Two of these doors lead to a goat each
Only one leads to a car

The player chooses one door at random, since they have no way of knowing the correct door
The host then looks behind the other two doors and reveals one of them showing a goat.
The player now has the opportunity to keep his original guess, or switch to the remaining door.

The statistics answer is: switching to the remaining door gives you a 2/3 chance of winning.

It's counter-intuitive, and that's why, we need to prove it.

Ok. let's simulate this by replicating the steps of the original problem

In [1]:
import random

Check if the door picked at random is 1/3 probability

In [2]:
win = 0
for i in range(0,999):
    winning_door = random.randint(1,3)
    door_picked = random.randint(1,3)
    if door_picked == winning_door:
        win = win + 1

print("Won {} times out of 1000".format(win))
print("Probability: {}".format(win/1000.0))
Won 322 times out of 1000
Probability: 0.322

Yup, this works.

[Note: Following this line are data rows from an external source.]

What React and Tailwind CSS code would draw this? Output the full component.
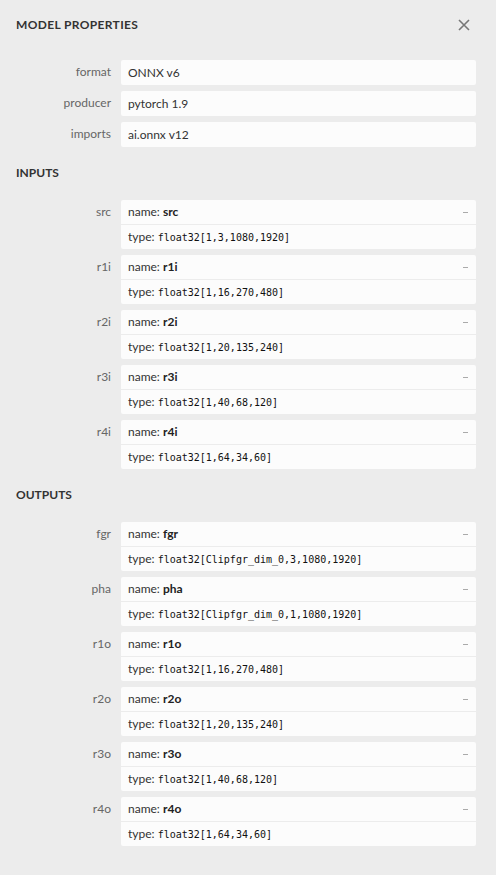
import React from 'react'

const SANS = { fontFamily: 'Lato, "Open Sans", sans-serif' }

const PROPS = [
  ['format', 'ONNX v6'],
  ['producer', 'pytorch 1.9'],
  ['imports', 'ai.onnx v12'],
]

const INPUTS = [
  ['src', 'float32[1,3,1080,1920]'],
  ['r1i', 'float32[1,16,270,480]'],
  ['r2i', 'float32[1,20,135,240]'],
  ['r3i', 'float32[1,40,68,120]'],
  ['r4i', 'float32[1,64,34,60]'],
]

const OUTPUTS = [
  ['fgr', 'float32[Clipfgr_dim_0,3,1080,1920]'],
  ['pha', 'float32[Clipfgr_dim_0,1,1080,1920]'],
  ['r1o', 'float32[1,16,270,480]'],
  ['r2o', 'float32[1,20,135,240]'],
  ['r3o', 'float32[1,40,68,120]'],
  ['r4o', 'float32[1,64,34,60]'],
]

function Label({ children }) {
  return (
    <div className="w-[101px] shrink-0 pr-[10px] text-right text-[12px] text-[#666] leading-[24px]">
      {children}
    </div>
  )
}

function PropRow({ name, value }) {
  return (
    <div className="flex">
      <Label>{name}</Label>
      <div className="flex-1 h-[25px] bg-[#fcfcfc] rounded-[2px] px-[7px] text-[12px] text-[#333] leading-[25px]">
        {value}
      </div>
    </div>
  )
}

function ArgRow({ name, type }) {
  return (
    <div className="flex">
      <Label>{name}</Label>
      <div className="flex-1 bg-[#fcfcfc] rounded-[2px] text-[12px] text-[#333]">
        <div className="flex items-center h-[25px] px-[7px] border-b border-[#ececec]">
          <span className="flex-1">
            name: <b className="font-bold text-[#222]">{name}</b>
          </span>
          <span className="w-[5px] h-px bg-[#aaa] mr-[1px]" />
        </div>
        <div className="flex items-center h-[24px] px-[7px]">
          type:&nbsp;
          <code
            className="text-[10px] text-[#111]"
            style={{ fontFamily: '"DejaVu Sans Mono", monospace' }}
          >
            {type}
          </code>
        </div>
      </div>
    </div>
  )
}

function Heading({ children }) {
  return (
    <div className="mt-[16px] mb-[17px] h-[20px] leading-[20px] pl-[16px] text-[12px] font-bold text-[#333] uppercase">
      {children}
    </div>
  )
}

export default function App() {
  return (
    <div className="w-[496px] min-h-[875px] bg-[#ececec]" style={SANS}>
      <div className="flex items-center justify-between h-[50px] pl-[16px] pr-[26px]">
        <div className="text-[12px] font-bold text-[#333] tracking-[0.35px]">MODEL PROPERTIES</div>
        <svg width="12" height="12" viewBox="0 0 12 12">
          <path d="M1 1 L11 11 M11 1 L1 11" stroke="#777" strokeWidth="1.6" />
        </svg>
      </div>

      <div className="mt-[10px] pl-[20px] pr-[20px] flex flex-col gap-[6px]">
        {PROPS.map(([n, v]) => (
          <PropRow key={n} name={n} value={v} />
        ))}
      </div>

      <Heading>Inputs</Heading>
      <div className="pl-[20px] pr-[20px] flex flex-col gap-[6px]">
        {INPUTS.map(([n, t]) => (
          <ArgRow key={n} name={n} type={t} />
        ))}
      </div>

      <Heading>Outputs</Heading>
      <div className="pl-[20px] pr-[20px] flex flex-col gap-[6px]">
        {OUTPUTS.map(([n, t]) => (
          <ArgRow key={n} name={n} type={t} />
        ))}
      </div>
    </div>
  )
}
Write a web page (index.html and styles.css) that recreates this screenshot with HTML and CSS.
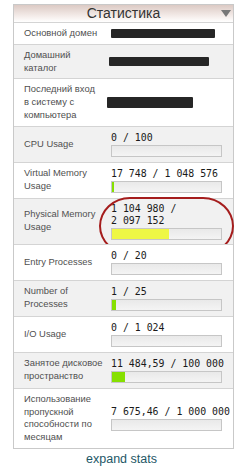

This is what happens if we pick one door and stick to it.

Now, lets simulate the other option. No optimizations. Let's play the game in it's entirety

Create an array doors, with values 1, 2 and 3 Pick a number between 1 and 3 at random and that is our correct door

In [3]:
doors = [1,2,3]
correct_door = random.randint(1,3)
correct_door
Out[3]:
3

Now, let's pick a number at random between 1 and 3. That is our initial pick

In [4]:
initial_pick = random.randint(1,3)
print("Initial pick: {}".format(initial_pick))
remaining_doors = [door for door in [1,2,3] if door != initial_pick]
print("Remaining doors: {}".format(remaining_doors))
Initial pick: 3
Remaining doors: [1, 2]

Since we aren't optimizing and following the game exactly, let's play as the game host now

The game host knows the correct door. So:

  1. if the initial_pick is the correct pick, reveal one of the remaining doors at random
  2. if the initial_pick is the wrong pick, reveal the wrong_door
In [5]:
if initial_pick == correct_door:
    revealed_door = random.choice(remaining_doors)
    remaining_doors = [door for door in remaining_doors if door != revealed_door]
    remaining_door = remaining_doors[0]
    print('''Door: {revealed_door} is not the correct one
    You can choose door {remaining_door} now'''
          .format(revealed_door=revealed_door, remaining_door=remaining_door))
else:
    remaining_doors = [door for door in remaining_doors if door != correct_door]
    revealed_door = remaining_doors[0]
    remaining_door = correct_door
    print('''Door: {revealed_door} is not the correct one
    You can choose door {remaining_door} now'''
          .format(revealed_door=revealed_door, remaining_door=remaining_door))
Door: 1 is not the correct one
    You can choose door 2 now

We are back to playing as the Player.

Now, let's check what happens if we stick to our original answer

In [6]:
win_original = (initial_pick == correct_door)
win_original
Out[6]:
True

What happens if we check we switch to the only remaining_door

In [7]:
win_switch = (remaining_door == correct_door)
win_switch
Out[7]:
False

Statistics however is not about just playing once.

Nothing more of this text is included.